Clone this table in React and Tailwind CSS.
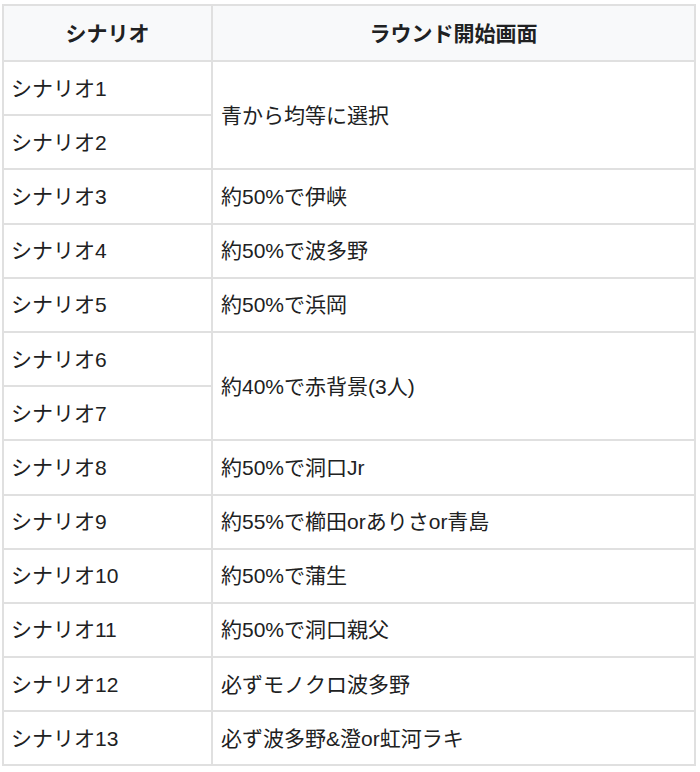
import React from "react";

const rows = [
  ["シナリオ1", "青から均等に選択", 2],
  ["シナリオ2", null],
  ["シナリオ3", "約50%で伊峡", 1],
  ["シナリオ4", "約50%で波多野", 1],
  ["シナリオ5", "約50%で浜岡", 1],
  ["シナリオ6", "約40%で赤背景(3人)", 2],
  ["シナリオ7", null],
  ["シナリオ8", "約50%で洞口Jr", 1],
  ["シナリオ9", "約55%で櫛田orありさor青島", 1],
  ["シナリオ10", "約50%で蒲生", 1],
  ["シナリオ11", "約50%で洞口親父", 1],
  ["シナリオ12", "必ずモノクロ波多野", 1],
  ["シナリオ13", "必ず波多野&澄or虹河ラキ", 1],
];

export default function App() {
  return (
    <div
      className="bg-white w-[700px] h-[772px] pt-[4px] pl-[2px] text-[#202122]"
      style={{ fontFamily: '"Liberation Sans", "Noto Sans CJK JP", sans-serif' }}
    >
      <table className="w-[694px] border-collapse border-2 border-[#e0e0e0] text-[21px] leading-none">
        <thead>
          <tr className="h-[56px] bg-[#f8f9fa]">
            <th className="w-[209px] border-2 border-[#e0e0e0] font-bold text-center align-middle">
              シナリオ
            </th>
            <th className="border-2 border-[#e0e0e0] font-bold text-center align-middle">
              ラウンド開始画面
            </th>
          </tr>
        </thead>
        <tbody>
          {rows.map(([a, b, span]) => (
            <tr key={a} className="h-[54.2px]">
              <td className="border-2 border-[#e0e0e0] pl-[7px] pr-[8px] align-middle">{a}</td>
              {b !== null && (
                <td
                  rowSpan={span}
                  className="border-2 border-[#e0e0e0] pl-[8px] pr-[8px] align-middle"
                >
                  {b}
                </td>
              )}
            </tr>
          ))}
        </tbody>
      </table>
    </div>
  );
}
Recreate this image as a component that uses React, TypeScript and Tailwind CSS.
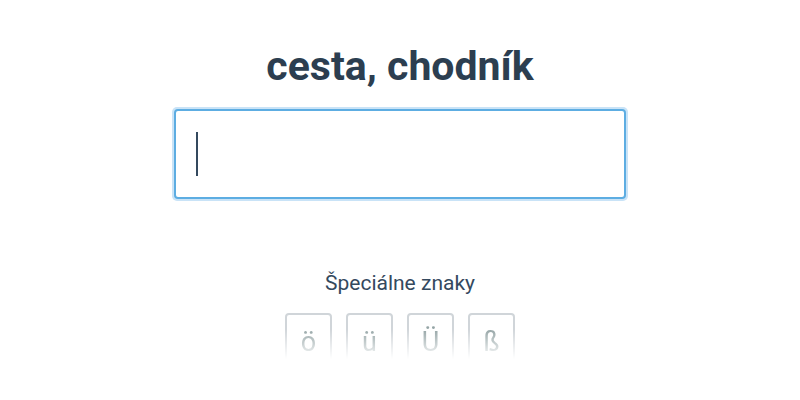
import React from "react";

export default function App() {
  const chars = ["ö", "ü", "Ü", "ß"];
  return (
    <div className="w-[800px] h-[400px] bg-white flex flex-col items-center overflow-hidden" style={{ fontFamily: "Roboto, 'Liberation Sans', sans-serif" }}>
      <h1 className="mt-[40px] text-[41px] leading-[52px] font-bold text-[#2c3e50]">cesta, chodník</h1>
      <div className="mt-[15px] w-[456px] h-[94px] rounded-[5px] p-[2px] bg-[#c9e3f7]">
        <div className="w-full h-full rounded-[4px] border-2 border-[#5dade2] bg-white flex items-center pl-[20px]">
          <div className="w-[2px] h-[44px] bg-[#34495e]" />
        </div>
      </div>
      <div className="mt-[68px] text-[21px] leading-[28px] text-[#34495e]">Špeciálne znaky</div>
      <div
        className="mt-[16px] flex gap-[14px] h-[46px] overflow-hidden"
        style={{ WebkitMaskImage: "linear-gradient(to bottom, black 35%, transparent 100%)", maskImage: "linear-gradient(to bottom, black 35%, transparent 100%)" }}
      >
        {chars.map((c) => (
          <div key={c} className="w-[47px] h-[60px] border-2 border-[#d0d5d9] rounded-[4px] flex items-start justify-center pt-[11px] text-[27px] leading-[32px] text-[#95a5a6]">
            {c}
          </div>
        ))}
      </div>
    </div>
  );
}
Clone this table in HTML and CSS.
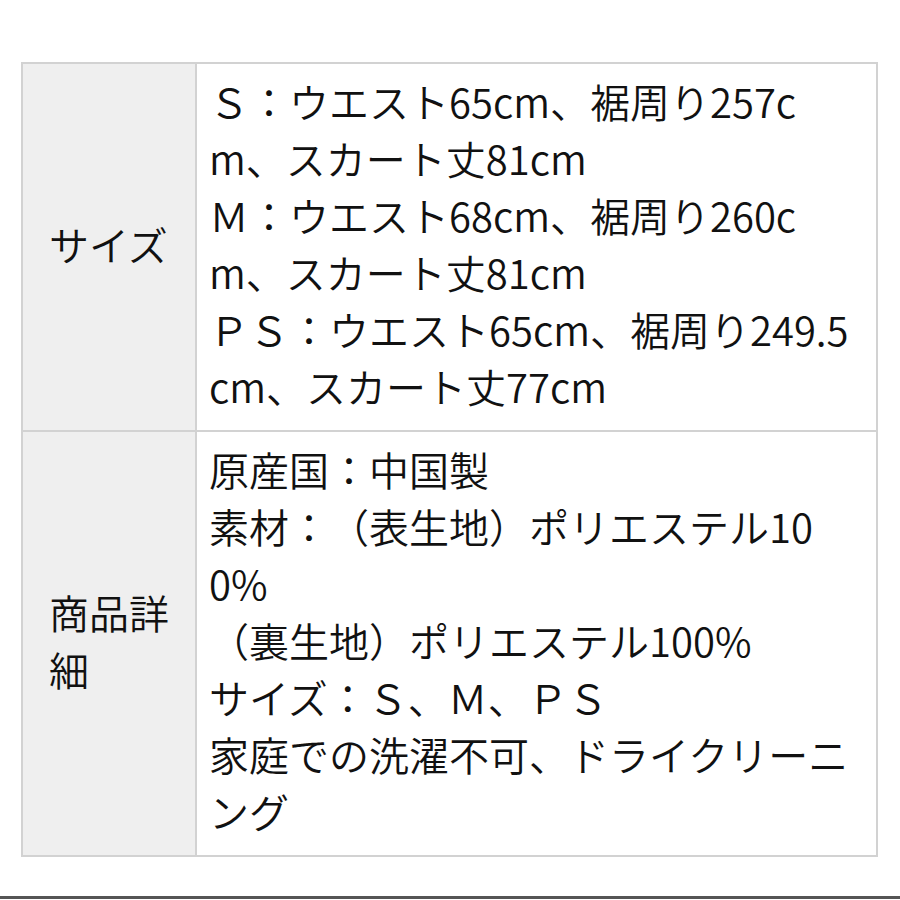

──────

TASK GOAL:
Without the pictures, transcribe the listing above exactly.

WRITTEN SOLUTION:
Clone this table in React and Tailwind CSS.
import React from "react";

const rows = [
  ["シナリオ1", "青から均等に選択", 2],
  ["シナリオ2", null],
  ["シナリオ3", "約50%で伊峡", 1],
  ["シナリオ4", "約50%で波多野", 1],
  ["シナリオ5", "約50%で浜岡", 1],
  ["シナリオ6", "約40%で赤背景(3人)", 2],
  ["シナリオ7", null],
  ["シナリオ8", "約50%で洞口Jr", 1],
  ["シナリオ9", "約55%で櫛田orありさor青島", 1],
  ["シナリオ10", "約50%で蒲生", 1],
  ["シナリオ11", "約50%で洞口親父", 1],
  ["シナリオ12", "必ずモノクロ波多野", 1],
  ["シナリオ13", "必ず波多野&澄or虹河ラキ", 1],
];

export default function App() {
  return (
    <div
      className="bg-white w-[700px] h-[772px] pt-[4px] pl-[2px] text-[#202122]"
      style={{ fontFamily: '"Liberation Sans", "Noto Sans CJK JP", sans-serif' }}
    >
      <table className="w-[694px] border-collapse border-2 border-[#e0e0e0] text-[21px] leading-none">
        <thead>
          <tr className="h-[56px] bg-[#f8f9fa]">
            <th className="w-[209px] border-2 border-[#e0e0e0] font-bold text-center align-middle">
              シナリオ
            </th>
            <th className="border-2 border-[#e0e0e0] font-bold text-center align-middle">
              ラウンド開始画面
            </th>
          </tr>
        </thead>
        <tbody>
          {rows.map(([a, b, span]) => (
            <tr key={a} className="h-[54.2px]">
              <td className="border-2 border-[#e0e0e0] pl-[7px] pr-[8px] align-middle">{a}</td>
              {b !== null && (
                <td
                  rowSpan={span}
                  className="border-2 border-[#e0e0e0] pl-[8px] pr-[8px] align-middle"
                >
                  {b}
                </td>
              )}
            </tr>
          ))}
        </tbody>
      </table>
    </div>
  );
}
Recreate this image as a component that uses React, TypeScript and Tailwind CSS.
import React from "react";

export default function App() {
  const chars = ["ö", "ü", "Ü", "ß"];
  return (
    <div className="w-[800px] h-[400px] bg-white flex flex-col items-center overflow-hidden" style={{ fontFamily: "Roboto, 'Liberation Sans', sans-serif" }}>
      <h1 className="mt-[40px] text-[41px] leading-[52px] font-bold text-[#2c3e50]">cesta, chodník</h1>
      <div className="mt-[15px] w-[456px] h-[94px] rounded-[5px] p-[2px] bg-[#c9e3f7]">
        <div className="w-full h-full rounded-[4px] border-2 border-[#5dade2] bg-white flex items-center pl-[20px]">
          <div className="w-[2px] h-[44px] bg-[#34495e]" />
        </div>
      </div>
      <div className="mt-[68px] text-[21px] leading-[28px] text-[#34495e]">Špeciálne znaky</div>
      <div
        className="mt-[16px] flex gap-[14px] h-[46px] overflow-hidden"
        style={{ WebkitMaskImage: "linear-gradient(to bottom, black 35%, transparent 100%)", maskImage: "linear-gradient(to bottom, black 35%, transparent 100%)" }}
      >
        {chars.map((c) => (
          <div key={c} className="w-[47px] h-[60px] border-2 border-[#d0d5d9] rounded-[4px] flex items-start justify-center pt-[11px] text-[27px] leading-[32px] text-[#95a5a6]">
            {c}
          </div>
        ))}
      </div>
    </div>
  );
}
Clone this table in HTML and CSS.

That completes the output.